> Stated exercise
Please list all lines of the material below in which the string "index" occurs.

(Saved data entries)
○ ○ ○

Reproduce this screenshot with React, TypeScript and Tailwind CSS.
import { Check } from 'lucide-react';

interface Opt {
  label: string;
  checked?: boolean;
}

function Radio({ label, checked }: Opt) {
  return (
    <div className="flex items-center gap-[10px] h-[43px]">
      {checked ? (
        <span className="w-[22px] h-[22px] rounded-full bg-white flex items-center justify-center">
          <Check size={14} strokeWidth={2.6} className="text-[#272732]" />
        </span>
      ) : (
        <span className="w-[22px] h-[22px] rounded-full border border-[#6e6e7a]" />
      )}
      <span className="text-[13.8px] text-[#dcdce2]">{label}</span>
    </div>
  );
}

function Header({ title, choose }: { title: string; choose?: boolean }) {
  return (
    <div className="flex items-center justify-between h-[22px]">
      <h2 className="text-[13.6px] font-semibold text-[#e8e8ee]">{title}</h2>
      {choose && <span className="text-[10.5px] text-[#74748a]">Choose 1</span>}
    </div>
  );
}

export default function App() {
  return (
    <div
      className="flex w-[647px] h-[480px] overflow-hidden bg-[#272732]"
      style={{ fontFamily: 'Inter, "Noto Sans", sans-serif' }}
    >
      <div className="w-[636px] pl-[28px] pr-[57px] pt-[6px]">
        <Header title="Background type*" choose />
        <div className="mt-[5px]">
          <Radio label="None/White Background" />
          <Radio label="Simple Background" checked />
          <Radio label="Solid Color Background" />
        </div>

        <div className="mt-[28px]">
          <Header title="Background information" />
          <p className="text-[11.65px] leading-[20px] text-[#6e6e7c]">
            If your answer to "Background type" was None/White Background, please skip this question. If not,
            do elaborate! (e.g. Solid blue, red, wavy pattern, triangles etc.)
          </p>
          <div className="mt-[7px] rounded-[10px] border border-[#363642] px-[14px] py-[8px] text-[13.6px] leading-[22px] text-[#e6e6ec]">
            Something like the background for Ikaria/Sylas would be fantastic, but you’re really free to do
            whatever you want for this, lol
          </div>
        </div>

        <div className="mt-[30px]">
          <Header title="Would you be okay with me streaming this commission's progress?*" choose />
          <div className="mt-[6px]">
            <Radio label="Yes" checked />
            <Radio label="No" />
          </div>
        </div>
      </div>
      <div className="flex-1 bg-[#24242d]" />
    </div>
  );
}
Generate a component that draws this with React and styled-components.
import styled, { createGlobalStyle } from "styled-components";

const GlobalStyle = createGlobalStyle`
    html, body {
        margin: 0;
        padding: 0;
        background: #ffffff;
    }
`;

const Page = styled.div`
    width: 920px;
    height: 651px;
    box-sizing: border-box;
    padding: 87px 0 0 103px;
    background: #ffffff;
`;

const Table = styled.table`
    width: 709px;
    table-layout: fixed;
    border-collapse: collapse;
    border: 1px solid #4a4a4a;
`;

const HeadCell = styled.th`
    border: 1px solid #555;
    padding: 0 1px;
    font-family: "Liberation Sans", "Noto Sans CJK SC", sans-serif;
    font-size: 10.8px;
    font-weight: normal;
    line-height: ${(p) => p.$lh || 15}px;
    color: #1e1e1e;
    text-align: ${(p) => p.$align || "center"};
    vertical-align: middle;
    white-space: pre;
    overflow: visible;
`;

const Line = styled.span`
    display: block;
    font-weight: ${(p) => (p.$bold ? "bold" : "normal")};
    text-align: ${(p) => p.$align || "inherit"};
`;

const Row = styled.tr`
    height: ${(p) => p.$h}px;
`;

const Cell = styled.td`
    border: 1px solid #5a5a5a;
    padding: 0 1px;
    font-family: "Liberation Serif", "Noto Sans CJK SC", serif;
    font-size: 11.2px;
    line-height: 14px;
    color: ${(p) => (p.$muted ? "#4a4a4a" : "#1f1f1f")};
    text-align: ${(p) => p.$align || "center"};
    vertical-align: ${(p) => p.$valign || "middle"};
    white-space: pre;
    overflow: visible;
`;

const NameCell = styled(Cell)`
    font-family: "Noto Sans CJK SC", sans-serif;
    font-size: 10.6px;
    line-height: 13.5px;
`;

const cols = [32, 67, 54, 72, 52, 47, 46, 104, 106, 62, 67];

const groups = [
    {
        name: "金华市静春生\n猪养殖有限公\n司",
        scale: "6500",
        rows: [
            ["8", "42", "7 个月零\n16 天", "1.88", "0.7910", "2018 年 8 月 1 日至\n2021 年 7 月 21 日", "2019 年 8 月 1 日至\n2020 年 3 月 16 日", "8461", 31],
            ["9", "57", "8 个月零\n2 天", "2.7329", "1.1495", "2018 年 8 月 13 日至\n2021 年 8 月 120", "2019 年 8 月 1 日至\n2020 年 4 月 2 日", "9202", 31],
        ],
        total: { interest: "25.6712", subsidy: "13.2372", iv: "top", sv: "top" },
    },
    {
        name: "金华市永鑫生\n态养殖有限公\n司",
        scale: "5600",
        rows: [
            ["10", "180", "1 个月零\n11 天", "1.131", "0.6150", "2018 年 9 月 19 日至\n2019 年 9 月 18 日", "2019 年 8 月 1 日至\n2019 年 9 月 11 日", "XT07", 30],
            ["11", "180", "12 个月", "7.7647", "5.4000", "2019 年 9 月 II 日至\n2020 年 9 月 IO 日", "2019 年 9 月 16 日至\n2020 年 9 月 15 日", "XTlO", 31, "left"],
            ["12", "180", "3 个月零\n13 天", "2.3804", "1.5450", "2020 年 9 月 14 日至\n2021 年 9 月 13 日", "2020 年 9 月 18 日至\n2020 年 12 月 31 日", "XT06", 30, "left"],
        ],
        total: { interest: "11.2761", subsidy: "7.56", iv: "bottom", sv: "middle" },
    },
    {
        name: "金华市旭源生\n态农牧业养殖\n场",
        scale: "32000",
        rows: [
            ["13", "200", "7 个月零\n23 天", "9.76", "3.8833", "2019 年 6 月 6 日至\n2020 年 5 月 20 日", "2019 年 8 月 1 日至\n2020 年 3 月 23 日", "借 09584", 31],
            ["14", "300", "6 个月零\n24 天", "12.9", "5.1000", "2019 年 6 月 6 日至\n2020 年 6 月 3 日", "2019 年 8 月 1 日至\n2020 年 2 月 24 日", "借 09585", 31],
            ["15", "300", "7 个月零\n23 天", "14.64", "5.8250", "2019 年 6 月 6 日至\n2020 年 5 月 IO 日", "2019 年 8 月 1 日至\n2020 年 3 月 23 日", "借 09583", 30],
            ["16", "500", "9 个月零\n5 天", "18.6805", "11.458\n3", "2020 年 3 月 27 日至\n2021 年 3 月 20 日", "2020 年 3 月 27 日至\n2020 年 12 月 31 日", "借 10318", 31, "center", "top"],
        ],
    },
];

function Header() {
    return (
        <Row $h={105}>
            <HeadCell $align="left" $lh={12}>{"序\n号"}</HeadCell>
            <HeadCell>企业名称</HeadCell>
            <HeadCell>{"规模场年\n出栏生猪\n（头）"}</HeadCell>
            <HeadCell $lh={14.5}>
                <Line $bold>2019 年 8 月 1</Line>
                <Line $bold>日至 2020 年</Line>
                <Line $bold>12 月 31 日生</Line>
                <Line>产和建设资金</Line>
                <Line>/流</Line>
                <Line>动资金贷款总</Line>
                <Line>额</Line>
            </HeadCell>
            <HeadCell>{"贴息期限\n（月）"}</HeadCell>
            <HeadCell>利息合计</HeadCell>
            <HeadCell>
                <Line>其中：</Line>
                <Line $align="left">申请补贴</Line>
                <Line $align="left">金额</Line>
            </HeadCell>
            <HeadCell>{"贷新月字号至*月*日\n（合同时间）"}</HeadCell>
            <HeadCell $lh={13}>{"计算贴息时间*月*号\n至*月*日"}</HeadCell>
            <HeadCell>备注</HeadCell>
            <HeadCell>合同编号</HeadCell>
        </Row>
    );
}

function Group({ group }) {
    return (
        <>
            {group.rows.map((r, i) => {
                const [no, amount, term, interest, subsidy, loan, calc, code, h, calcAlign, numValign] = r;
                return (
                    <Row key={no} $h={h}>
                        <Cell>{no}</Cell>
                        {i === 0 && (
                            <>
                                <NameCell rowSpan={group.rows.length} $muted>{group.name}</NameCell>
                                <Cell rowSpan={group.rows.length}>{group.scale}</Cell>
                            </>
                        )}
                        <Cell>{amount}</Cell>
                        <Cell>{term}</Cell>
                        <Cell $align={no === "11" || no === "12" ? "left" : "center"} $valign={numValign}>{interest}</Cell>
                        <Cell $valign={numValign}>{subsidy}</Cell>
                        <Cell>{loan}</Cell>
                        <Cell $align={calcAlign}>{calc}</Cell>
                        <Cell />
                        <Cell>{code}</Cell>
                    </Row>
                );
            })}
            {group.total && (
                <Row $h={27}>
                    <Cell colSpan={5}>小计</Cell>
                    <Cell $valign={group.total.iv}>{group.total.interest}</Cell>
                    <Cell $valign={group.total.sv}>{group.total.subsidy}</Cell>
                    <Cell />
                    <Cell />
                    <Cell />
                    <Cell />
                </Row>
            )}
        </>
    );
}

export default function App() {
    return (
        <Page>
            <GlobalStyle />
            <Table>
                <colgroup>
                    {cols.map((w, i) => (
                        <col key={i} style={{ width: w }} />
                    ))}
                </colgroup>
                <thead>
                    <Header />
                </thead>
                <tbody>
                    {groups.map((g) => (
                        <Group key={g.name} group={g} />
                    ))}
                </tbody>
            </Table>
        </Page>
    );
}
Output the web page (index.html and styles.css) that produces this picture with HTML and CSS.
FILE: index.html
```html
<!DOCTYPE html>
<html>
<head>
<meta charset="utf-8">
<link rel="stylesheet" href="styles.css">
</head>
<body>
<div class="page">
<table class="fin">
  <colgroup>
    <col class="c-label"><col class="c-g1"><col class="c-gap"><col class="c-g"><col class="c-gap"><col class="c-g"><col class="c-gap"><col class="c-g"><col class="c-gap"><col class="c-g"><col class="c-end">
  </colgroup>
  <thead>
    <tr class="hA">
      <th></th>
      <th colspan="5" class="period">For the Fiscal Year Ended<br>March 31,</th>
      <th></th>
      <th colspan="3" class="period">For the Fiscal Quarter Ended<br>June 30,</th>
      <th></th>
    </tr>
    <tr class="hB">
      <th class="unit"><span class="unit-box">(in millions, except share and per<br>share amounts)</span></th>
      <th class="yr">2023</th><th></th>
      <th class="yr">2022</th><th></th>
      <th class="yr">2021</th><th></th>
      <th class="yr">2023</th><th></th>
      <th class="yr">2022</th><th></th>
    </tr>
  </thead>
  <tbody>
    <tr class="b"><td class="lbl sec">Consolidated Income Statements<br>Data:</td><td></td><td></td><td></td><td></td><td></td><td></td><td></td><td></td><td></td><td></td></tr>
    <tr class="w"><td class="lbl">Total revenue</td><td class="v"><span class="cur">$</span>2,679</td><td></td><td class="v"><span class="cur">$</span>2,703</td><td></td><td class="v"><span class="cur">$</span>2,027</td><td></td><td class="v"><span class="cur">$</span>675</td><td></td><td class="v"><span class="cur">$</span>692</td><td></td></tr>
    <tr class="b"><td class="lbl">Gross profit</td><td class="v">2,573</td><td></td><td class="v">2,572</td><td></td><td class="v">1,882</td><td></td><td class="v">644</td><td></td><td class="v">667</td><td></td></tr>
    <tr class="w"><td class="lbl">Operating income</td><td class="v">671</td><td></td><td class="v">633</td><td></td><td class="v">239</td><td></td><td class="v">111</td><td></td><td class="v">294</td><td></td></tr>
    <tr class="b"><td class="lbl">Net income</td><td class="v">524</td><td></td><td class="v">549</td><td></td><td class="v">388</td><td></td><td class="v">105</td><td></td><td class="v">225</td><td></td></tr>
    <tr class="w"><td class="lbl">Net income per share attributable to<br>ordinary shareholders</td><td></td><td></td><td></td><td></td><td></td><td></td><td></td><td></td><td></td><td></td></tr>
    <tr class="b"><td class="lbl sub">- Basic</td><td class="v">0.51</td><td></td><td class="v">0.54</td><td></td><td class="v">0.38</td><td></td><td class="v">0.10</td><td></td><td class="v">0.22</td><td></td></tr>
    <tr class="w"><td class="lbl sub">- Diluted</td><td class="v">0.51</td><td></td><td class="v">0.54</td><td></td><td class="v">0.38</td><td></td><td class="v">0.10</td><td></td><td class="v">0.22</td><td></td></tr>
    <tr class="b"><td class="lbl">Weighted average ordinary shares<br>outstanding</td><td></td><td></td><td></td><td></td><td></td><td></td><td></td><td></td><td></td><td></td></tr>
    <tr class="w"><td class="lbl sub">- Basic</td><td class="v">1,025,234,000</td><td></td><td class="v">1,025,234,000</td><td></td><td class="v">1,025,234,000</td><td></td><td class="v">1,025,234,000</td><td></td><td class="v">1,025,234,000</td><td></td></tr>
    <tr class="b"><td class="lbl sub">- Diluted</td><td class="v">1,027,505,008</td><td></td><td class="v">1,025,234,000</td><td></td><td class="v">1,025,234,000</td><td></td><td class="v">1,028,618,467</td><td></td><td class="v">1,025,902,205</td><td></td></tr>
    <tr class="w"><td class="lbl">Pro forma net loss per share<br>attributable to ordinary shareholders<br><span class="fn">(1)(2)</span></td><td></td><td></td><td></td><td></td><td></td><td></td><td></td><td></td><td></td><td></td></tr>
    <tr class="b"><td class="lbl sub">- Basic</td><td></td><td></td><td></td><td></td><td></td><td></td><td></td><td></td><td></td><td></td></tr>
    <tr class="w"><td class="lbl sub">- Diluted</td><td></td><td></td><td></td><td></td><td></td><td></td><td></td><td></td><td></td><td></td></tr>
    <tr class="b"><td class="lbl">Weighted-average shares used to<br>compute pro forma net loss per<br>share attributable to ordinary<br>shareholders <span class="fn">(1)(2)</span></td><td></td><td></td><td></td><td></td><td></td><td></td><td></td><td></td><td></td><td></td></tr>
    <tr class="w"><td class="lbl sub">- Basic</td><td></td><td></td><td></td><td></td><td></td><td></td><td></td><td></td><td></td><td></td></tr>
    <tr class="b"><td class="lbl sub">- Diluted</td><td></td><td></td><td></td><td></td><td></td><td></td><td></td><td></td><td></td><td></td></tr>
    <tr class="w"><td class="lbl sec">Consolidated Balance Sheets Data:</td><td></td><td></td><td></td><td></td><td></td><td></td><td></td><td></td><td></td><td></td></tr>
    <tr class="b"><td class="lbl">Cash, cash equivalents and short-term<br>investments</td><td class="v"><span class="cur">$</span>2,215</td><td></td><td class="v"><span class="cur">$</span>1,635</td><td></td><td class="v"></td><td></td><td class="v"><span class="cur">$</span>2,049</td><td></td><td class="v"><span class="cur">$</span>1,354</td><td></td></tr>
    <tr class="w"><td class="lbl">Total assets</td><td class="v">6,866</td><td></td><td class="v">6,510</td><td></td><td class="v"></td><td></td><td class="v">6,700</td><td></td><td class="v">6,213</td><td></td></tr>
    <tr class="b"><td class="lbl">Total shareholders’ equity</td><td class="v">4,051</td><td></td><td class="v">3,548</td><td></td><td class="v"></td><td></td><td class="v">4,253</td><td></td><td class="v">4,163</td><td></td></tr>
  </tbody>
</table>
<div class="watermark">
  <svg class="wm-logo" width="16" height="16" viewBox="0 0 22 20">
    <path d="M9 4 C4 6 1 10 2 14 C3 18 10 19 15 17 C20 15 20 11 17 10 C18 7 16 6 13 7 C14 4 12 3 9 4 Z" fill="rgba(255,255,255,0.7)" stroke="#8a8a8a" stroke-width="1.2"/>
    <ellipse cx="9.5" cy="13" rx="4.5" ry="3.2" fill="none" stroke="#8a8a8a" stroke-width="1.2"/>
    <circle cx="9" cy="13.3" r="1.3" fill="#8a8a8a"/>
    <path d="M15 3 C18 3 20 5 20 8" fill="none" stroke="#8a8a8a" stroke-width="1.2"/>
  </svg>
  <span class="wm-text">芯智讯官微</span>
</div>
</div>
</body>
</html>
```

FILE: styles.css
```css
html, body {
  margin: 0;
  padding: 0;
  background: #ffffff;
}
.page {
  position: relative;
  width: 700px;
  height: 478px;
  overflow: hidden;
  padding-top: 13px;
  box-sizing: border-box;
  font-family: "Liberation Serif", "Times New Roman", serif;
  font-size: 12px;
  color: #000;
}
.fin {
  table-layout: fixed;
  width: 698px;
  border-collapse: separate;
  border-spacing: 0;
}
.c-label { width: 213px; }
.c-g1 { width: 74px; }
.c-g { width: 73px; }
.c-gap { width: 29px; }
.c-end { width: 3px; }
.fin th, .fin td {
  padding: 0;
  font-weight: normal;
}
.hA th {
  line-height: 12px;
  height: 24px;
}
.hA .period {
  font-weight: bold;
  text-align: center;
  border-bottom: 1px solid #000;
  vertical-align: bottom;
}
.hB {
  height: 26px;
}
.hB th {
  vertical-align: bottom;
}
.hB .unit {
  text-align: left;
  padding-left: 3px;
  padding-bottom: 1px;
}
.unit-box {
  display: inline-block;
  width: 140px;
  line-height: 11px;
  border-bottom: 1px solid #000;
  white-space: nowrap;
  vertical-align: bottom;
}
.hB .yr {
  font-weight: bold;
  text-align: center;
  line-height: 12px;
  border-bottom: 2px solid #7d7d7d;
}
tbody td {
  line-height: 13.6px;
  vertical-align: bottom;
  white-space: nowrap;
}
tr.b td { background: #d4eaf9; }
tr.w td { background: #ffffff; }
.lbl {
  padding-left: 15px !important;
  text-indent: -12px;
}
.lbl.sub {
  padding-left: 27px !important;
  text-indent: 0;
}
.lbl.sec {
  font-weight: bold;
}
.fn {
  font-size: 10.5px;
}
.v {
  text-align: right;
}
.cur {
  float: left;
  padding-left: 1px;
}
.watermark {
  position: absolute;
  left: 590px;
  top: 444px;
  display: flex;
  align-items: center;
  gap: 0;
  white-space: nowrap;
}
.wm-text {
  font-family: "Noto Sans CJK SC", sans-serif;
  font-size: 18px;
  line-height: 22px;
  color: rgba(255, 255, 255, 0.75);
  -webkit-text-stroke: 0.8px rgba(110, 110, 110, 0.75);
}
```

○ ○ ○

> Exercise output
Output the web page (index.html and styles.css) that produces this picture with HTML and CSS.
FILE: index.html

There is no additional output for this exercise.